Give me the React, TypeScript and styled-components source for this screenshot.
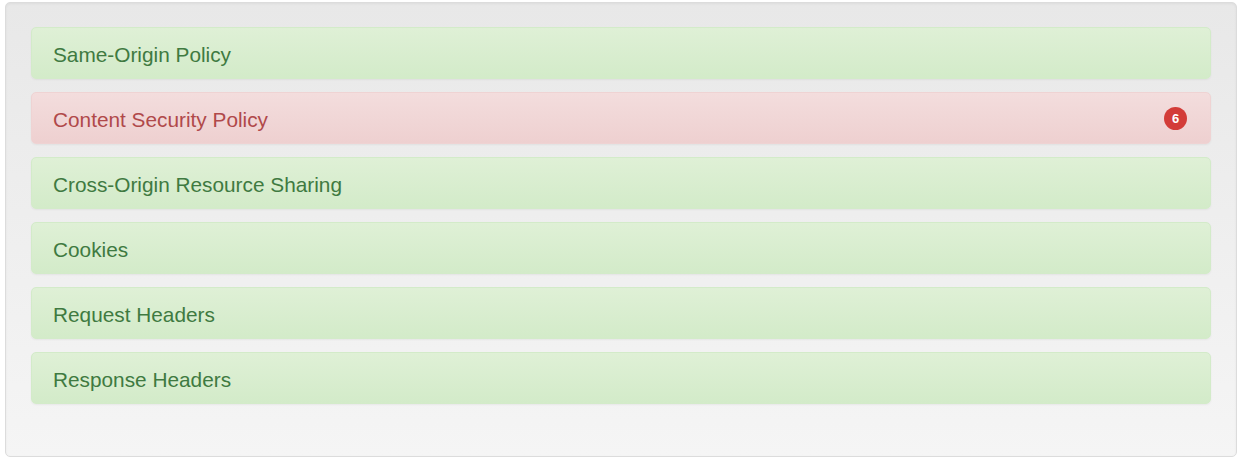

★ ★ ★

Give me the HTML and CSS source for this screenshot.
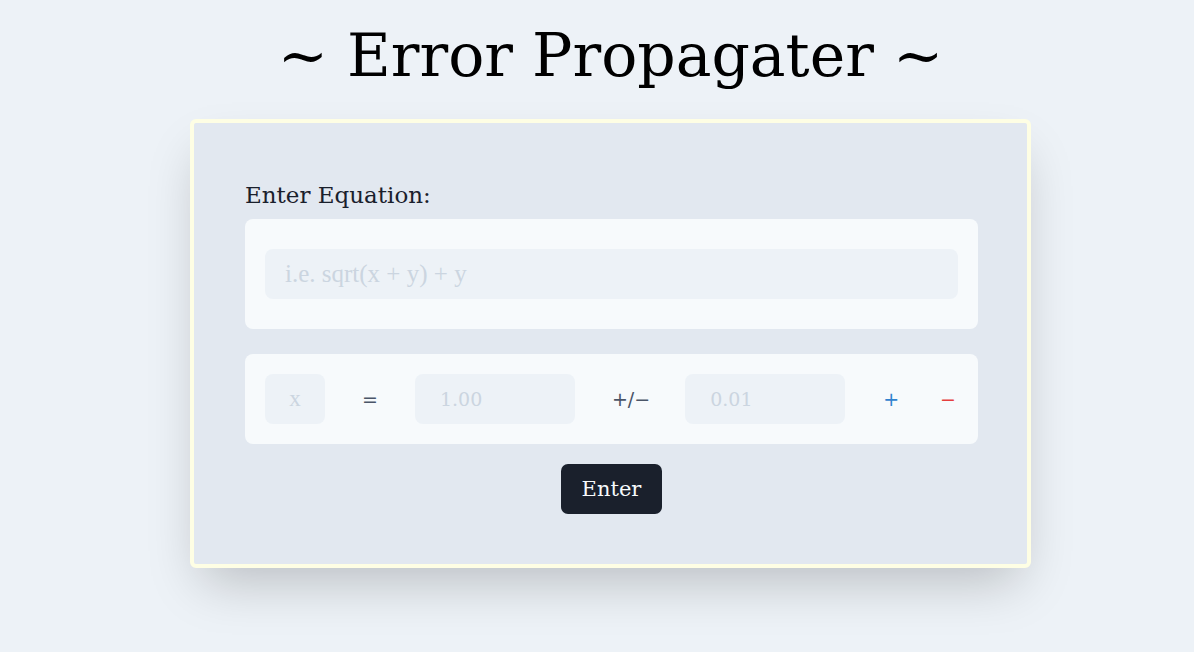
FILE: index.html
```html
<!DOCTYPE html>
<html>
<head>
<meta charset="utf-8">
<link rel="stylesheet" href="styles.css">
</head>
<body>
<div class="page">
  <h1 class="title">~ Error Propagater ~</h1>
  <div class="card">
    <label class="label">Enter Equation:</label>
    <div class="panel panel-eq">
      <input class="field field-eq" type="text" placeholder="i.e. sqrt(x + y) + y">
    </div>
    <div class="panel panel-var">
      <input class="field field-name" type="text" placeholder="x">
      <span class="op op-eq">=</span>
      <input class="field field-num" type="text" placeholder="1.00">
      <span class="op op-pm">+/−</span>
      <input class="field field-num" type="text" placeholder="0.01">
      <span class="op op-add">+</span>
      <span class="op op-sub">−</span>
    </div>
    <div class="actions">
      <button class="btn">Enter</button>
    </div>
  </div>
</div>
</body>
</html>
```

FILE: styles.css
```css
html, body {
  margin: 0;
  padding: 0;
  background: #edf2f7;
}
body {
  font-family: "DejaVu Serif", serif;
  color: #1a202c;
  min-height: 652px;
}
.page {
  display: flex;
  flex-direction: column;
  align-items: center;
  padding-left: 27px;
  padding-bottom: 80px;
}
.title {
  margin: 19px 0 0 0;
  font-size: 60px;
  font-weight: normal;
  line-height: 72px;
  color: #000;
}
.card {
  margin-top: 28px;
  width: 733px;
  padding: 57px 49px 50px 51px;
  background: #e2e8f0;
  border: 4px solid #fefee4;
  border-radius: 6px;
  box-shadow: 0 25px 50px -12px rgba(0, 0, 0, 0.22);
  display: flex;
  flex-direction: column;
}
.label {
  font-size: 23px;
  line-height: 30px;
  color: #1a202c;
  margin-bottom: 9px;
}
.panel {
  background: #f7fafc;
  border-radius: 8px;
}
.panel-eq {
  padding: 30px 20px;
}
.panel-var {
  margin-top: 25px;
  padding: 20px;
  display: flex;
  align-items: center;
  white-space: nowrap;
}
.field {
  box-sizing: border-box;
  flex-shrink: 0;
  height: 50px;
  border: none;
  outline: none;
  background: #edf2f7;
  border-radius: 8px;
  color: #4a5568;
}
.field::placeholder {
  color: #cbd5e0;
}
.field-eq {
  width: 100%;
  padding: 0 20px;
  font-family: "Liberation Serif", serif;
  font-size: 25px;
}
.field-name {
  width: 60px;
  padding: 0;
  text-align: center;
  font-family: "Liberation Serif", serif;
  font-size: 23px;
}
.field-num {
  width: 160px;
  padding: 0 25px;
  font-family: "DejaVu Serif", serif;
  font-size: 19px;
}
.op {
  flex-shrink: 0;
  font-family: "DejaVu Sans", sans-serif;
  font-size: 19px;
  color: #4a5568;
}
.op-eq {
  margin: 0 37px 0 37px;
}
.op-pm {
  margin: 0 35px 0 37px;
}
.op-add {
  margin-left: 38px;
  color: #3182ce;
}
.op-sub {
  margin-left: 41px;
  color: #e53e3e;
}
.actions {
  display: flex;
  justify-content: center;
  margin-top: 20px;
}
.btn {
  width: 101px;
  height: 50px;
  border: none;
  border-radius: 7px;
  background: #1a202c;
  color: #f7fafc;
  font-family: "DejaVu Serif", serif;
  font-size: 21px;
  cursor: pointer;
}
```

★ ★ ★

- TASK PROMPT: Return each line of the listing that holds the string "screenshot".

- TASK SOLUTION:
Give me the React, TypeScript and styled-components source for this screenshot.
Give me the HTML and CSS source for this screenshot.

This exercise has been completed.